HOW TO: Celebrate New Year’s Eve in Germany

Hey guys 🙂

I can’t believe this is the last day of 2017, but honestly, I also can’t wait for the New Year. New Years Eve is celebrated all over the world and every country has its very own traditions on this special night. Today I’m going to explain you, how we celebrate New Year’s Eve in Germany.

Greetings for New Year’s Eve
First of all you need to know how to wish everyone a happy new year, in case you won’t see them at New Years Eve. So after Christmas we often say “Guten Rutsch” when we say good bye to some people. “Rutsch” comes from the word “Rutschen” which means to slide. So we want you to slide in good into the new year. This is an expression you can say to everyone. To say Happy New Year, we say “Frohes Neues Jahr” in Germany.

How to celebrate
New Years Eve isn’t only celebrated with the family, like Christmas is. Most people celebrate New Year’s Eve with their friends at house parties or special places in the cities.
The German television plays an important role on this special day. Of course there is the New Year’s speech of our Federal Chancellor and we can watch the Fireworks at Brandenburger Tor after the big countdown, but there is one thing we celebrate more than this in television. It is called Dinner for one.
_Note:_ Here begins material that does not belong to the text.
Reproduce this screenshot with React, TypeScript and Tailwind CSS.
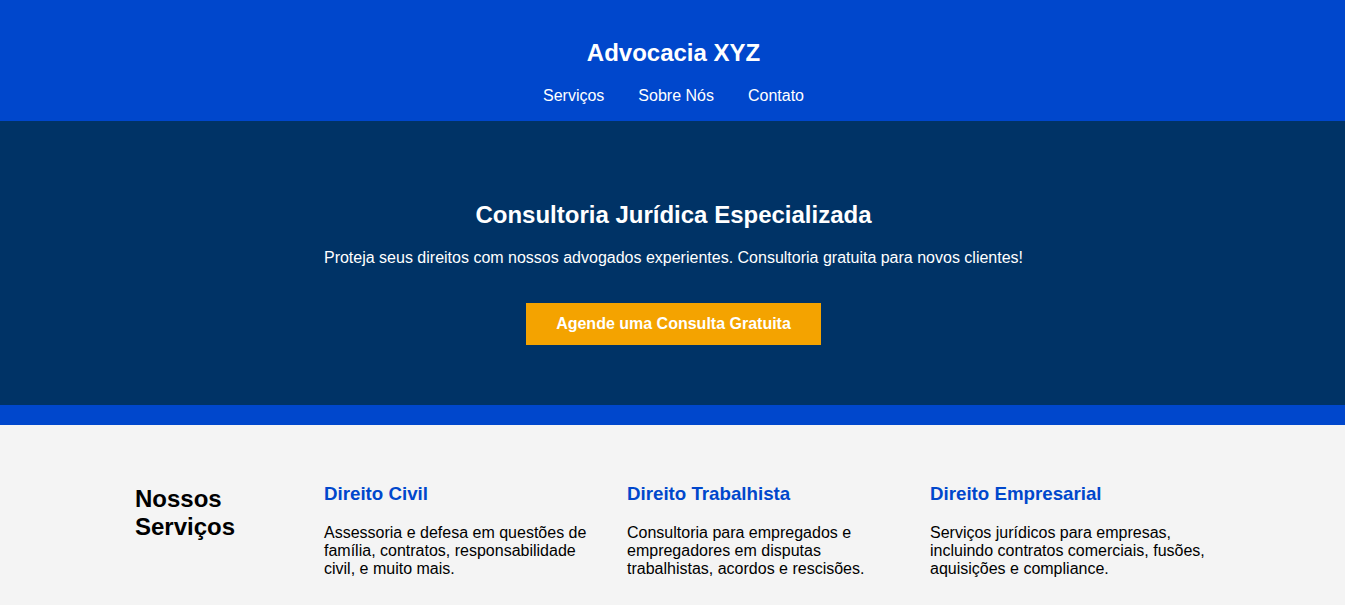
const services = [
  {
    title: "Direito Civil",
    text: "Assessoria e defesa em questões de família, contratos, responsabilidade civil, e muito mais.",
  },
  {
    title: "Direito Trabalhista",
    text: "Consultoria para empregados e empregadores em disputas trabalhistas, acordos e rescisões.",
  },
  {
    title: "Direito Empresarial",
    text: "Serviços jurídicos para empresas, incluindo contratos comerciais, fusões, aquisições e compliance.",
  },
];

export default function App() {
  return (
    <div className="min-h-[605px] bg-[#f4f4f4] text-black font-['Liberation_Sans',Arial,sans-serif]">
      <header className="bg-[#0047cc] pt-[39px] pb-4 pl-[2px] text-center text-white">
        <h1 className="text-[24px] leading-7 font-bold">Advocacia XYZ</h1>
        <nav className="mt-5 flex justify-center gap-[34px] text-[16px] leading-[18px]">
          <a href="#servicos">Serviços</a>
          <a href="#sobre">Sobre Nós</a>
          <a href="#contato">Contato</a>
        </nav>
      </header>

      <section className="bg-[#003366] pt-20 pb-[60px] pl-[2px] text-center text-white">
        <h2 className="text-[24px] leading-7 font-bold">Consultoria Jurídica Especializada</h2>
        <p className="mt-5 text-[16px] leading-[18px]">
          Proteja seus direitos com nossos advogados experientes. Consultoria gratuita para novos clientes!
        </p>
        <button className="mt-9 bg-[#f4a300] px-[30px] py-3 text-[16px] leading-[18px] font-bold text-white">
          Agende uma Consulta Gratuita
        </button>
      </section>

      <div className="h-5 bg-[#0047cc]" />

      <section id="servicos" className="pt-[58px] pb-8">
        <div className="ml-[135px] flex items-start gap-[27px]">
          <h2 className="mt-[2px] w-[162px] text-[24px] leading-7 font-bold">Nossos Serviços</h2>
          {services.map((s) => (
            <div key={s.title} className="w-[276px]">
              <h3 className="text-[18.72px] leading-[21px] font-bold text-[#0047cc]">{s.title}</h3>
              <p className="mt-5 text-[16px] leading-[18px]">{s.text}</p>
            </div>
          ))}
        </div>
      </section>
    </div>
  );
}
Dinner for one is a comedy sketch written by British author Lauri Wylie and produced by the  German television station Norddeutscher Rundfunk in 1963. The sketch is completely in English (with subtitles of course) and even German people, who don’t speak a word of English can quote at least one sentence of this sketch. I’m not kidding, my father is the best example.

A look into future
Another tradition to do is lead pouring. Here we melt lead that was pressed to Luck Symbols before, and pour it into water. Then we have to interpret what form the lead has after it and the the form will tell us what is going to happen the next year. That’s the theory.
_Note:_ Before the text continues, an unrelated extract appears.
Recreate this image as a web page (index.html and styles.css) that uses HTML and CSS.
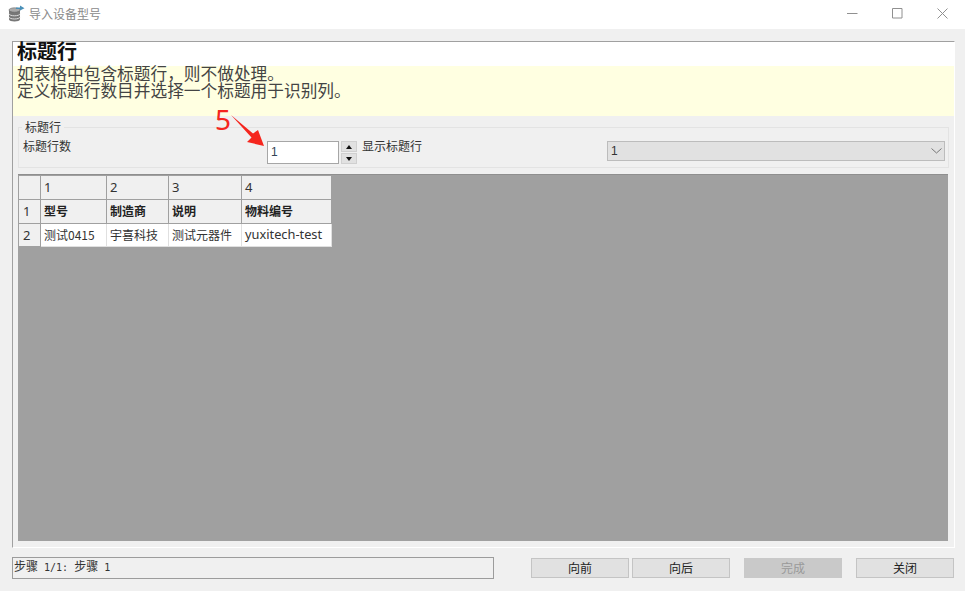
FILE: index.html
```html
<!DOCTYPE html>
<html lang="zh">
<head>
<meta charset="utf-8">
<title>导入设备型号</title>
<link rel="stylesheet" href="styles.css">
</head>
<body>
<div class="window">
  <header class="titlebar">
    <svg class="app-icon" width="17" height="17" viewBox="0 0 17 17">
      <path d="M1 5.500v9c0 1.200 2.700 2 5.500 2s5.500-.8 5.500-2v-9z" fill="#777"/>
      <ellipse cx="6.500" cy="5" rx="5.500" ry="2.200" fill="#aaa" stroke="#666" stroke-width=".6"/>
      <path d="M1 8.800c0 1.200 2.700 2 5.500 2s5.500-.8 5.500-2M1 12c0 1.200 2.700 2 5.500 2s5.500-.8 5.500-2" fill="none" stroke="#ddd" stroke-width="1"/>
      <path d="M8 2.500h4V.5l4.500 2.800L12 5.500v-1.500H8z" fill="#4a90b8"/>
    </svg>
    <span class="title-text">导入设备型号</span>
    <div class="controls">
      <svg width="11" height="11" viewBox="0 0 11 11"><path d="M0 5.500h10.500" stroke="#909090" fill="none"/></svg>
      <svg width="11" height="11" viewBox="0 0 11 11"><path d="M.5.500h9.500v9.500h-9.500z" stroke="#909090" fill="none"/></svg>
      <svg width="11" height="11" viewBox="0 0 11 11"><path d="M.5.500l10 10M10.500.500l-10 10" stroke="#909090" fill="none"/></svg>
    </div>
  </header>

  <main class="content">
    <section class="panel">
      <div class="panel-head">标题行</div>
      <div class="note">
        <p>如表格中包含标题行，则不做处理。</p>
        <p>定义标题行数目并选择一个标题用于识别列。</p>
      </div>
      <div class="panel-body">
        <div class="group">
          <span class="legend">标题行</span>
          <span class="row-label">标题行数</span>
          <span class="spin-input">1</span>
          <span class="spin-buttons">
            <span class="spin-btn"><i class="tri-up"></i></span>
            <span class="spin-btn"><i class="tri-down"></i></span>
          </span>
          <span class="show-label">显示标题行</span>
          <span class="select">
            <span>1</span>
            <svg width="11" height="6" viewBox="0 0 11 6"><path d="M.5.500l5 4.500 5-4.500" fill="none" stroke="#777"/></svg>
          </span>
        </div>
        <div class="sheet">
          <div class="table">
            <div class="cell head"></div>
            <div class="cell head num">1</div>
            <div class="cell head num">2</div>
            <div class="cell head num">3</div>
            <div class="cell head num">4</div>
            <div class="cell head num side">1</div>
            <div class="cell head strong">型号</div>
            <div class="cell head strong">制造商</div>
            <div class="cell head strong">说明</div>
            <div class="cell head strong">物料编号</div>
            <div class="cell head num side">2</div>
            <div class="cell">测试0415</div>
            <div class="cell">宇喜科技</div>
            <div class="cell">测试元器件</div>
            <div class="cell latin">yuxitech-test</div>
          </div>
        </div>
      </div>
    </section>

    <footer class="footer">
      <div class="status"><span class="status-cjk">步骤</span> 1/1: <span class="status-cjk">步骤</span> 1</div>
      <div class="buttons">
        <span class="btn">向前</span>
        <span class="btn btn-next">向后</span>
        <span class="btn btn-disabled">完成</span>
        <span class="btn">关闭</span>
      </div>
    </footer>
  </main>

  <span class="callout-number">5</span>
  <svg class="callout-arrow" width="40" height="40" viewBox="0 0 40 40">
    <path d="M1 1L23 19.500 28 16 34 32 17 28 21.500 23.500z" fill="#f5261e"/>
  </svg>
</div>
</body>
</html>
```
FILE: styles.css
```css
* { box-sizing: border-box; }
html, body { margin: 0; padding: 0; }
body {
  width: 965px;
  height: 591px;
  overflow: hidden;
  font-family: "Noto Sans CJK SC", "Liberation Sans", sans-serif;
  color: #222;
  background: #f0f0f0;
}
p { margin: 0; }

.window {
  position: relative;
  display: flex;
  flex-direction: column;
  width: 965px;
  height: 591px;
}

.titlebar {
  display: flex;
  align-items: flex-start;
  flex: 0 0 29px;
  padding: 5px 0 0 8px;
  background: #fff;
}
.app-icon { flex: none; }
.title-text { margin-left: 4px; font-size: 12px; line-height: 18px; color: #8a8a8a; }
.controls {
  display: flex;
  gap: 34px;
  margin-left: auto;
  padding: 3px 17px 0 0;
}

.content {
  flex: 1;
  display: flex;
  flex-direction: column;
  padding: 12px 10px 0 12px;
}

.panel {
  display: flex;
  flex-direction: column;
  flex: 0 0 507px;
  border-top: 1px solid #a0a0a0;
  border-left: 1px solid #a0a0a0;
  border-right: 1px solid #fff;
  border-bottom: 1px solid #fff;
}
.panel-head {
  flex: 0 0 24px;
  padding-left: 4px;
  background: #fff;
  color: #111;
  font-size: 20px;
  font-weight: 700;
  line-height: 18px;
  white-space: nowrap;
}
.note {
  flex: 0 0 50px;
  padding-left: 4px;
  background: #ffffe1;
  color: #444;
  font-size: 16.700px;
  line-height: 17px;
}
.note p:first-child { margin-top: -1px; }
.panel-body {
  flex: 1;
  display: flex;
  flex-direction: column;
  padding: 11px 5px 5px 5px;
  background: #f0f0f0;
}

.group {
  position: relative;
  display: flex;
  align-items: flex-start;
  flex: 0 0 41px;
  padding: 13px 0 0 4px;
  border: 1px solid #e3e3e3;
  font-size: 12px;
  line-height: 13px;
  color: #333;
}
.legend {
  position: absolute;
  top: -8px;
  left: 3px;
  padding: 0 3px;
  background: #f0f0f0;
  line-height: 14px;
}
.row-label { flex: 0 0 244px; margin-top: -2px; line-height: 14px; }
.spin-input {
  flex: 0 0 72px;
  height: 23px;
  padding-left: 3px;
  border: 1px solid #a6a6a6;
  background: #fff;
  font-family: "Liberation Sans", sans-serif;
  line-height: 20px;
  color: #345;
}
.spin-buttons {
  display: flex;
  flex-direction: column;
  gap: 1px;
  flex: 0 0 16px;
  margin-left: 2px;
}
.spin-btn {
  display: flex;
  align-items: center;
  justify-content: center;
  height: 11px;
  background: #e1e1e1;
  border: 1px solid #d0d0d0;
}
.tri-up, .tri-down { width: 0; height: 0; border-left: 3.500px solid transparent; border-right: 3.500px solid transparent; }
.tri-up { border-bottom: 4px solid #111; }
.tri-down { border-top: 4px solid #111; }
.show-label { flex: 0 0 245px; margin-left: 5px; margin-top: -2px; line-height: 14px; }
.select {
  display: flex;
  align-items: center;
  justify-content: space-between;
  flex: 0 0 338px;
  height: 20px;
  padding: 0 2px 0 3px;
  background: #e1e1e1;
  border: 1px solid #bcbcbc;
  font-family: "Liberation Sans", sans-serif;
  color: #333;
}

.sheet {
  flex: 0 0 367px;
  margin: 6px 1px 0 0;
  padding: 1px 0 0 1px;
  background: #a0a0a0;
  border-top: 1px solid #8f8f8f;
}
.table {
  display: grid;
  grid-template-columns: 22px 66px 62px 73px 90px;
  grid-template-rows: 24px 24px 23px;
  width: 313px;
}
.cell {
  display: flex;
  align-items: center;
  padding: 0 0 2px 3px;
  background: #fff;
  border-right: 1px solid #e0e0e0;
  border-bottom: 1px solid #e0e0e0;
  font-size: 12px;
  color: #333;
  white-space: nowrap;
}
.head {
  background: #f0f0f0;
  border-right-color: #a0a0a0;
  border-bottom-color: #a0a0a0;
}
.num {
  padding: 0 0 1px 3px;
  font-family: "Noto Sans", sans-serif;
  font-size: 13px;
  color: #333;
}
.side { padding-left: 4px; }
.strong { font-weight: 700; color: #222; }
.latin { font-family: "Noto Sans", sans-serif; font-size: 12.800px; }

.footer {
  display: flex;
  align-items: flex-start;
  justify-content: space-between;
  padding: 9px 1px 0 0;
}
.status {
  flex: 0 0 482px;
  height: 22px;
  padding: 0 1px;
  border: 1px solid #9c9c9c;
  font-family: "DejaVu Sans Mono", monospace;
  font-size: 10px;
  line-height: 15px;
  color: #333;
}
.status-cjk { font-family: "Noto Sans CJK SC", sans-serif; font-size: 12px; }
.buttons {
  display: flex;
  gap: 3px;
  padding-top: 1px;
}
.btn {
  display: flex;
  align-items: center;
  justify-content: center;
  width: 98px;
  height: 20px;
  padding-bottom: 2px;
  background: #e1e1e1;
  border: 1px solid #c4c4c4;
  font-size: 12px;
  color: #222;
}
.btn-disabled {
  margin-left: 11px;
  margin-right: 11px;
  background: #c9c9c9;
  border-color: #c9c9c9;
  color: #999;
}

.callout-number {
  position: absolute;
  top: 105px;
  left: 215px;
  font-family: "Noto Sans", sans-serif;
  font-size: 28px;
  font-weight: 400;
  line-height: 28px;
  color: #f5261e;
}
.callout-arrow {
  position: absolute;
  top: 114px;
  left: 230px;
}
```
Of course we have fireworks to. Originally intended to expel evil spirits, today it is the annual bangle effect of New Year’s Eve parties. There are only a few fireworks prohibitions in Germany around churches, hospitals and retirement homes. On some islands our houses have roofs made of thatch, which is easily inflammable. People, who live there normally don’t use rockets.

I wish all of you happy New Year. I wish you all and nothing: All that makes you happy and nothing that makes you despair. Guten Rutsch und Frohes Neues Jahr!